◆ Listed entries ◆
--- Begin ---

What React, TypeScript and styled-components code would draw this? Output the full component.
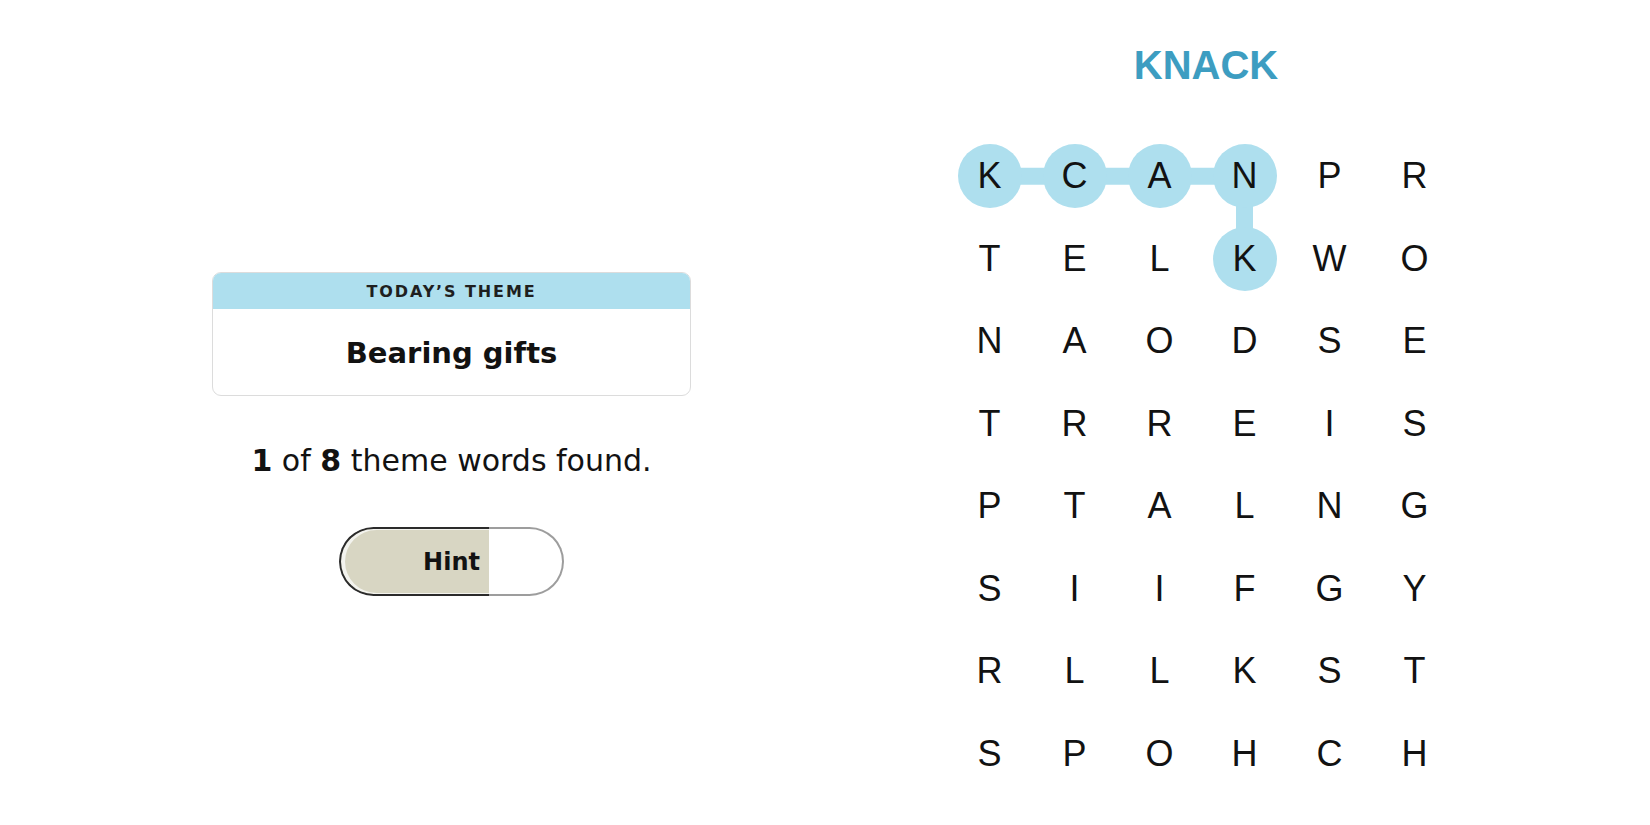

--- End ---
--- Begin ---

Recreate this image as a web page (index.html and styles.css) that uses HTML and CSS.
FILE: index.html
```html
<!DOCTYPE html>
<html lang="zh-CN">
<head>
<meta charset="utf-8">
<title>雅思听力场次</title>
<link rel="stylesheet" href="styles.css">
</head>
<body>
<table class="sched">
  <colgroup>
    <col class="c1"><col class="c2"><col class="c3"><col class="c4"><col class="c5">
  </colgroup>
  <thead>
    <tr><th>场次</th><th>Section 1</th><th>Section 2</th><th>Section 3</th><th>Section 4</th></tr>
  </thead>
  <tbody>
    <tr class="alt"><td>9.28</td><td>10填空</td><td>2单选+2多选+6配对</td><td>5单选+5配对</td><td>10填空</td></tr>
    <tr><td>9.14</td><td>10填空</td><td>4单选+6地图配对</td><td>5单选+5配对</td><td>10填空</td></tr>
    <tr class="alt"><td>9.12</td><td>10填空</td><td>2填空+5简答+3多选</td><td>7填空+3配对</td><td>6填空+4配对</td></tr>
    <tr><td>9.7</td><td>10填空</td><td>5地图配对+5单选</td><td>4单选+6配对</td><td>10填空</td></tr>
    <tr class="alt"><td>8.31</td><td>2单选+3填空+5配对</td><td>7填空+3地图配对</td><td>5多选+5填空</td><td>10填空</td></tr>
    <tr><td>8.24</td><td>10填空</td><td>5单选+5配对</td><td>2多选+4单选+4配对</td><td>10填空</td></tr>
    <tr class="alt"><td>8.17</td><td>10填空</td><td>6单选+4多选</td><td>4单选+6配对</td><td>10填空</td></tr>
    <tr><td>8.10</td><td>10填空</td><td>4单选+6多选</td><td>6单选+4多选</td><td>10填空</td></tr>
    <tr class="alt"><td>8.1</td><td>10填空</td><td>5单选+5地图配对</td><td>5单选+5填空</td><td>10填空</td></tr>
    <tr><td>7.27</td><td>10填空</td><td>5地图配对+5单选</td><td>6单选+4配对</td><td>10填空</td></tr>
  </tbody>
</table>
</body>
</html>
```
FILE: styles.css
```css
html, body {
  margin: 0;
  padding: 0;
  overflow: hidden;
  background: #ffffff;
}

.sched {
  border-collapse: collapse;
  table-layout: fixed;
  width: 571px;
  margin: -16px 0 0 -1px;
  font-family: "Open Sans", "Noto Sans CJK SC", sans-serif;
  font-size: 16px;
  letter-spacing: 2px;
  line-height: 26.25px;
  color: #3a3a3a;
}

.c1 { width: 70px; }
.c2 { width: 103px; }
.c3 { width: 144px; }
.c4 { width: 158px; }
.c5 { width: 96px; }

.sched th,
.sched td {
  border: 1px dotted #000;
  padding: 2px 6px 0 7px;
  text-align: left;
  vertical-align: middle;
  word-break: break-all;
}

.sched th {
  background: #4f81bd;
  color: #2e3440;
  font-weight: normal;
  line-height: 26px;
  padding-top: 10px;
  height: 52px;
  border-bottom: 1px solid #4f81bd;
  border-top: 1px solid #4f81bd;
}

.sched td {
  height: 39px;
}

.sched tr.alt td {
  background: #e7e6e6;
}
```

--- End ---
--- Begin ---

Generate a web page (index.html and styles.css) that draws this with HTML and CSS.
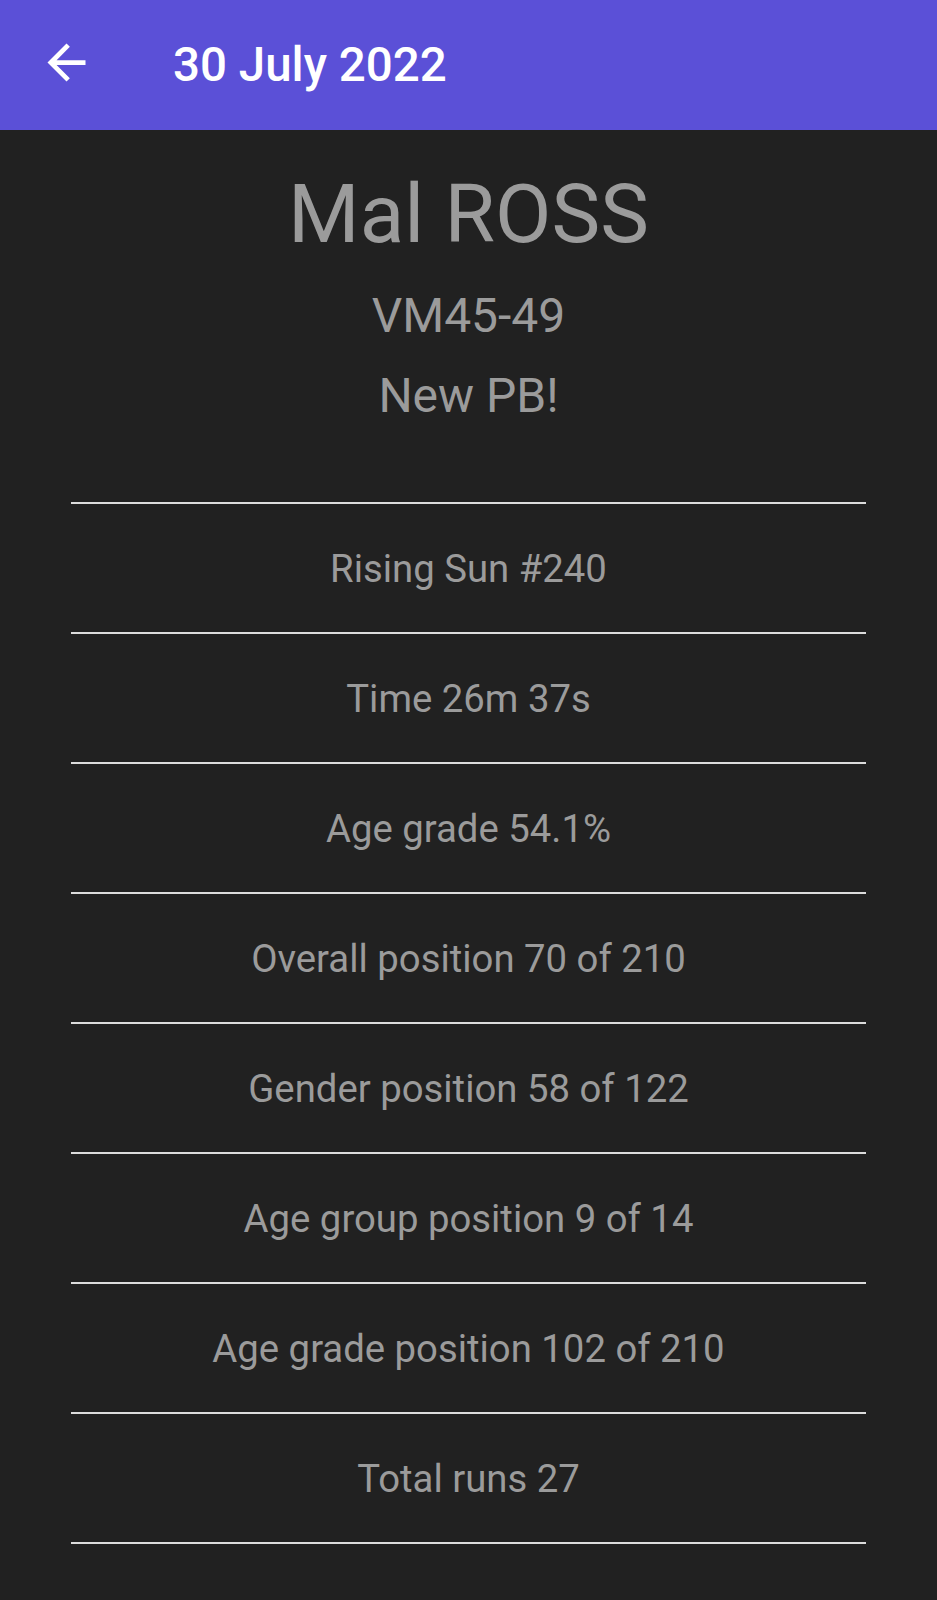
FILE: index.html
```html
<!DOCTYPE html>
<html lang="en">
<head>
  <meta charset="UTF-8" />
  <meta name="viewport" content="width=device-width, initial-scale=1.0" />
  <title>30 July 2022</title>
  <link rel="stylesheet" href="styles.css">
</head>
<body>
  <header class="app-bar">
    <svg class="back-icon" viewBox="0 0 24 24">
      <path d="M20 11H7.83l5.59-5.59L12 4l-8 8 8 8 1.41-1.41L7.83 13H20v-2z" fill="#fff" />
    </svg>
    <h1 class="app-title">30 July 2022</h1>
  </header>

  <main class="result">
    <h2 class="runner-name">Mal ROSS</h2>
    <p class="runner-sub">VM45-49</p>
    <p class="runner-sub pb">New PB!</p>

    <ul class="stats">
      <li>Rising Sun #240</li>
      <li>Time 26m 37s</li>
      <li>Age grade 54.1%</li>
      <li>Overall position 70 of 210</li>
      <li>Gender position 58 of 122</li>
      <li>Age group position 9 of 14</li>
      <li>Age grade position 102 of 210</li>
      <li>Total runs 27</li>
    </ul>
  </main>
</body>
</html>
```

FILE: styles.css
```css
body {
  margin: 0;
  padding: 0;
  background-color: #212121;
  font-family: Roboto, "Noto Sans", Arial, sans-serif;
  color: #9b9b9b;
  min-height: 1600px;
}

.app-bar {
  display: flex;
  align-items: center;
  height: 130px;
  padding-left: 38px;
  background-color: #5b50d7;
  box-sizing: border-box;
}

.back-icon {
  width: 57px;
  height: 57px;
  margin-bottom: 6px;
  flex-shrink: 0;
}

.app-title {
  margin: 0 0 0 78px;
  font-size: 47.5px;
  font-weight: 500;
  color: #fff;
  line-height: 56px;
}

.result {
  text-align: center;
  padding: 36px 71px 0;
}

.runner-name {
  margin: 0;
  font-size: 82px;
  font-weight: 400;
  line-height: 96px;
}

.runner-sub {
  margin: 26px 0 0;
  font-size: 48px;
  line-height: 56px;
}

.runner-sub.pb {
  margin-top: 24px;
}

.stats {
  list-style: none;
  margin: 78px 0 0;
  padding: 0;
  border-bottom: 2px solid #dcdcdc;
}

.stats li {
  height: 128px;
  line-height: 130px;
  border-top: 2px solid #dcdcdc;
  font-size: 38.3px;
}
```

--- End ---

◆ Stated task ◆
Search the data for "this". Copy every matching line.

◆ Answer for the task ◆
What React, TypeScript and styled-components code would draw this? Output the full component.
Recreate this image as a web page (index.html and styles.css) that uses HTML and CSS.
Generate a web page (index.html and styles.css) that draws this with HTML and CSS.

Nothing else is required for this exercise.